Constance Baker Motley, the first Black woman to become a federal judge in the U.S.

Constance Baker Motley, the first Black woman to become a federal judge in the U.S., was the 9th of 12 children from a family that immigrated from the West Indies to New Haven Connecticut. She was an avid reader about civil rights heroes, and within her readings she became inspired to become a lawyer.
Motley began her college career at Fisk University in Nashville, Tennessee in 1941. Two years later, she transferred to New York University. There she received her Bachelor’s degree in economics. In 1944, she was accepted into Columbia Law School, becoming the first Black women to accepted into this school.

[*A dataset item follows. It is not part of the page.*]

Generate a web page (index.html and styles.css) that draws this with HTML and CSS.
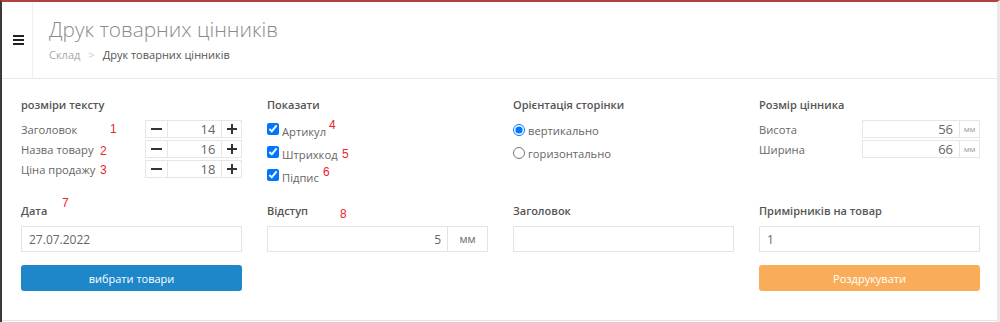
FILE: index.html
```html
<!DOCTYPE html>
<html>
<head>
  <meta charset="UTF-8">
  <title>Друк товарних цінників</title>
  <link rel="stylesheet" href="styles.css">
</head>
<body>
<div class="frame">
  <header class="topbar">
    <button class="menu-toggle">
      <svg width="11" height="10" viewBox="0 0 11 10"><rect y="0" width="11" height="2"/><rect y="4" width="11" height="2"/><rect y="8" width="11" height="2"/></svg>
    </button>
    <div class="page-head">
      <h1 class="page-title">Друк товарних цінників</h1>
      <div class="crumbs">
        <span>Склад</span><span class="crumb-sep">&gt;</span><span class="crumb-current">Друк товарних цінників</span>
      </div>
    </div>
  </header>

  <main class="panel">
    <div class="form-grid">
      <!-- text sizes -->
      <section class="field">
        <h3 class="field-title">розміри тексту</h3>
        <div class="size-rows">
          <div class="size-row">
            <span>Заголовок</span>
            <div class="spinner">
              <span class="spin-btn spin-minus"><svg width="11" height="2"><rect width="11" height="2"/></svg></span>
              <input class="spin-value" value="14">
              <span class="spin-btn spin-plus"><svg width="10" height="10"><rect x="4" width="2" height="10"/><rect y="4" width="10" height="2"/></svg></span>
            </div>
          </div>
          <div class="size-row">
            <span>Назва товару</span>
            <div class="spinner">
              <span class="spin-btn spin-minus"><svg width="11" height="2"><rect width="11" height="2"/></svg></span>
              <input class="spin-value" value="16">
              <span class="spin-btn spin-plus"><svg width="10" height="10"><rect x="4" width="2" height="10"/><rect y="4" width="10" height="2"/></svg></span>
            </div>
          </div>
          <div class="size-row">
            <span>Ціна продажу</span>
            <div class="spinner">
              <span class="spin-btn spin-minus"><svg width="11" height="2"><rect width="11" height="2"/></svg></span>
              <input class="spin-value" value="18">
              <span class="spin-btn spin-plus"><svg width="10" height="10"><rect x="4" width="2" height="10"/><rect y="4" width="10" height="2"/></svg></span>
            </div>
          </div>
        </div>
      </section>

      <!-- show -->
      <section class="field">
        <h3 class="field-title">Показати</h3>
        <div class="check-list">
          <label class="check-row"><input type="checkbox" checked><span>Артикул</span></label>
          <label class="check-row"><input type="checkbox" checked><span>Штрихкод</span></label>
          <label class="check-row"><input type="checkbox" checked><span>Підпис</span></label>
        </div>
      </section>

      <!-- orientation -->
      <section class="field">
        <h3 class="field-title">Орієнтація сторінки</h3>
        <div class="radio-list">
          <label class="radio-row"><input type="radio" name="orient" checked><span>вертикально</span></label>
          <label class="radio-row"><input type="radio" name="orient"><span>горизонтально</span></label>
        </div>
      </section>

      <!-- label size -->
      <section class="field">
        <h3 class="field-title">Розмір цінника</h3>
        <div class="size-rows">
          <div class="size-row">
            <span>Висота</span>
            <div class="dim-box"><input class="dim-value" value="56"><span class="dim-unit">мм</span></div>
          </div>
          <div class="size-row">
            <span>Ширина</span>
            <div class="dim-box"><input class="dim-value" value="66"><span class="dim-unit">мм</span></div>
          </div>
        </div>
      </section>

      <section class="field">
        <h3 class="field-title">Дата</h3>
        <input class="text-input" value="27.07.2022">
        <button class="btn btn-blue">вибрати товари</button>
      </section>

      <section class="field">
        <h3 class="field-title">Відступ</h3>
        <div class="input-group">
          <input class="group-value" value="5">
          <span class="group-addon">мм</span>
        </div>
      </section>

      <section class="field">
        <h3 class="field-title">Заголовок</h3>
        <input class="text-input" value="">
      </section>

      <section class="field">
        <h3 class="field-title">Примірників на товар</h3>
        <input class="text-input" value="1">
        <button class="btn btn-orange">Роздрукувати</button>
      </section>
    </div>
  </main>

  <!-- numbered notes drawn over the form -->
  <span class="mark mark-1">1</span>
  <span class="mark mark-2">2</span>
  <span class="mark mark-3">3</span>
  <span class="mark mark-4">4</span>
  <span class="mark mark-5">5</span>
  <span class="mark mark-6">6</span>
  <span class="mark mark-7">7</span>
  <span class="mark mark-8">8</span>
</div>
</body>
</html>
```

FILE: styles.css
```css
body {
  margin: 0;
  background: #fff;
  font-family: "Open Sans", "DejaVu Sans", sans-serif;
}

.frame {
  position: relative;
  width: 1000px;
  height: 322px;
  box-sizing: border-box;
  border-left: 2px solid #3a3a3a;
  border-top: 2px solid #b0413e;
  border-right: 3px solid #e8e8e8;
}

/* header */
.topbar {
  display: flex;
  height: 76px;
  border-bottom: 1px solid #e8e8e8;
}
.menu-toggle {
  width: 31px;
  padding: 0 0 0 3px;
  border: 0;
  border-right: 1px solid #efefef;
  background: none;
  display: flex;
  align-items: center;
  justify-content: center;
  fill: #222;
}
.page-head {
  padding: 16px 0 0 16px;
}
.page-title {
  margin: 0;
  font-size: 20.8px;
  line-height: 22px;
  font-weight: 300;
  color: #8a8a8a;
}
.crumbs {
  margin-top: 7px;
  font-size: 11px;
  line-height: 16px;
  color: #a8a8a8;
}
.crumb-sep {
  margin: 0 8px;
  color: #cacaca;
}
.crumb-current {
  color: #555;
}

/* form */
.panel {
  height: 242px;
  box-sizing: border-box;
  border-bottom: 1px solid #e3e3e3;
  padding: 18px 17px 0 19px;
}
.form-grid {
  display: grid;
  grid-template-columns: repeat(4, 221px);
  column-gap: 25px;
  row-gap: 17px;
}
.field {
  display: flex;
  flex-direction: column;
}
.field-title {
  margin: 0;
  font-size: 11px;
  line-height: 16px;
  font-weight: 600;
  color: #555;
}

input {
  font-family: inherit;
  margin: 0;
  outline: none;
}

.size-rows {
  margin-top: 7px;
  display: flex;
  flex-direction: column;
  gap: 2px;
}
.size-row {
  display: flex;
  align-items: center;
  justify-content: space-between;
  height: 18px;
  font-size: 11.2px;
  color: #666;
}

.spinner {
  display: flex;
  width: 97px;
  height: 18px;
  box-sizing: border-box;
  border: 1px solid #e6e6e6;
}
.spin-btn {
  display: flex;
  align-items: center;
  justify-content: center;
  fill: #333;
}
.spin-minus {
  width: 22px;
  border-right: 1px solid #e6e6e6;
}
.spin-plus {
  width: 19px;
}
.spin-value {
  width: 54px;
  box-sizing: border-box;
  border: 0;
  border-right: 1px solid #e6e6e6;
  padding: 0 6px 0 0;
  text-align: right;
  font-size: 13px;
  color: #666;
  background: #fff;
}

.dim-box {
  display: flex;
  width: 118px;
  height: 18px;
  box-sizing: border-box;
  border: 1px solid #e6e6e6;
}
.dim-value {
  width: 97px;
  box-sizing: border-box;
  border: 0;
  border-right: 1px solid #e6e6e6;
  padding: 0 6px 0 0;
  text-align: right;
  font-size: 13px;
  color: #666;
}
.dim-unit {
  flex: 1;
  text-align: center;
  font-size: 8px;
  line-height: 16px;
  color: #999;
}

.check-list {
  margin-top: 4px;
  display: flex;
  flex-direction: column;
}
.check-row,
.radio-row {
  display: flex;
  align-items: center;
  height: 23px;
  font-size: 11.2px;
  color: #666;
}
.check-row input,
.radio-row input {
  width: 12px;
  height: 12px;
  margin: 0 3px 0 0;
}
.check-row span {
  margin-top: 5px;
}
.radio-list {
  margin-top: 5px;
  display: flex;
  flex-direction: column;
}
.radio-row span {
  margin-top: 2px;
}

.text-input {
  margin-top: 7px;
  height: 26px;
  box-sizing: border-box;
  border: 1px solid #e4e4e4;
  padding: 0 7px;
  font-size: 12px;
  color: #666;
}
.input-group {
  margin-top: 7px;
  display: flex;
  height: 26px;
  box-sizing: border-box;
  border: 1px solid #e4e4e4;
}
.group-value {
  flex: 1;
  min-width: 0;
  border: 0;
  border-right: 1px solid #e4e4e4;
  padding: 0 6px 0 0;
  text-align: right;
  font-size: 12px;
  color: #666;
}
.group-addon {
  width: 39px;
  text-align: center;
  font-size: 11px;
  line-height: 24px;
  color: #666;
}

.btn {
  margin-top: 13px;
  height: 26px;
  border: 0;
  border-radius: 3px;
  color: #fff;
  font-family: inherit;
  font-size: 11px;
  cursor: pointer;
}
.btn-blue {
  background: #1e87c9;
}
.btn-orange {
  background: #f9ad5b;
}

/* red note numbers */
.mark {
  position: absolute;
  font-family: "Liberation Sans", Arial, sans-serif;
  font-size: 12px;
  line-height: 12px;
  color: #e8262b;
}
.mark-1 { left: 108px; top: 121px; }
.mark-2 { left: 98px; top: 143px; }
.mark-3 { left: 98px; top: 162px; }
.mark-4 { left: 327px; top: 117px; }
.mark-5 { left: 340px; top: 146px; }
.mark-6 { left: 321px; top: 164px; }
.mark-7 { left: 60px; top: 195px; }
.mark-8 { left: 338px; top: 206px; }
```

While there, she met Thurgood Marshall, chief counsel for the NAACP Legal Defense Fund and Motley started working there while she finished obtaining her degree. This opportunity brought her many high profile cases often involving school desegregation, and she played a major role in the legal preparation for the 1954 Brown vs. Board - being the first Black woman to argue a case before the United States Supreme Court. She also defended protestors who were arrested during the Freedom Rides sit-ins of the early 1960s.

Motley later became the first women to be elected into the New York Senate in 1964, and also the first woman to hold the position of Manhattan Borough President. President Lyndon B. Johnson personally appointed her as the first African American woman to hold a Federal Judgeship in the United States District Court.

Over the course of her long career she made several noteworthy and groundbreaking achievements. For example, she won nine out of ten cases argued before the Supreme Court between 1961 and 1963, and she received over 70 awards and 8 honorary degrees from various universities.

Sadly, on September 28, 2005, a congestive heart failure caused her death.